Trump has repeatedly promoted this idea on Twitter and at campaign rallies in Florida, calling Biden “weak on socialism” and a “proven Castro puppet.” Last month, when left-wing Colombian senator and former presidential candidate Gustavo Petro tweeted his support for Biden — an endorsement that was quickly rejected by Biden campaign officials — the Trump campaign quickly put out a Spanish-language ad using the tweet to connect the former vice president to Cuba’s Fidel Castro and the late Venezuelan President Hugo Chávez. Vice President Mike Pence has used similar talking points while rallying Hispanic supporters in Florida, including at an event last month at the Cuban Memorial in Miami’s Tamiami Park, where Pence criticized Biden for the Obama administration’s normalization of relations with Cuba.

Donald Trump
President Trump at a "Latinos for Trump" campaign event in Doral, Fla. (Tom Brenner/Reuters)

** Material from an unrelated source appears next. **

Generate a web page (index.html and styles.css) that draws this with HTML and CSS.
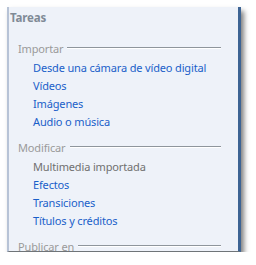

In the last two weeks of the election alone, the Biden campaign has spent six figures on targeted advertising to Hispanic voters in media markets across the state, according to a campaign spokesperson. Biden’s Florida operation has been ramping up voter outreach across the state, including through a number of small, in-person events. Biden and his running mate, Kamala Harris, have been making the local media rounds, giving interviews to popular Spanish-language TV, print and radio outlets over the past weekend alone.

Though the effort is broadly aimed at educating voters on Biden’s record and campaign proposals, much of the focus in Florida has been on convincing Spanish-speaking voters, many of them refugees from communist Cuba or socialist Venezuela, or immigrants from neighboring Colombia, that Biden won’t turn the U.S. into a version of those societies. For example, the headline for an interview published Friday with Diario Las Americas, the country’s second-oldest Spanish-language newspaper, read, “Joe Biden: Yo no soy un socialista” (“I am not a socialist”). Like the ad featuring Cecilia, videos recently posted on social media in English and Spanish by grassroots coalitions like Venezolanos con Biden or Latinos contra Trump have similarly attempted to tackle disinformation by turning the focus back to Trump.

But the socialist label is just one piece of a broader tapestry of falsehoods Biden is up against. Politico reported last month that Hispanic residents of South Florida have been inundated via WhatsApp, Facebook and even local radio airwaves with other types of pernicious propaganda about the former vice president, including baseless pedophilia claims and other racist and anti-Semitic conspiracy theories echoing QAnon.

Biden has maintained a substantial lead over Trump among Latino voters, who make up 17 percent of the electorate in this crucial swing state. However, according to Politico, his ability to make gains within this Democratic-leaning demographic has been hindered by a deluge of disinformation and conspiracy theories.

Hispanic Democrats at the state and federal level have spoken out against specific examples, including the claim by a local businessman who reportedly paid for 16 minutes of airtime on a local radio station to argue that a victory for Biden in November would lead to a dictatorship led by Jews and Blacks. Florida state Sen. Annette Taddeo of Miami heard the program on the radio and criticized the radio station on Twitter, prompting the outlet to apologize and ban the commentator from its airwaves.

The Biden campaign has called on the Trump campaign and Florida Republicans to speak out against this toxic rhetoric.

“It’s the same sinister tactics used in Latin America by dictators, and they have no place in our country,” Kevin Munoz, a spokesperson for the Biden campaign in Florida, said in a statement, describing the paid program as “a cynical, disgusting, anti-Semitic and racist attempt to divide Hispanics along lines of race and identity and discourage their participation in the most important election of our lifetime.

“Any Republican who stays silent on these tactics is condoning them,” he said.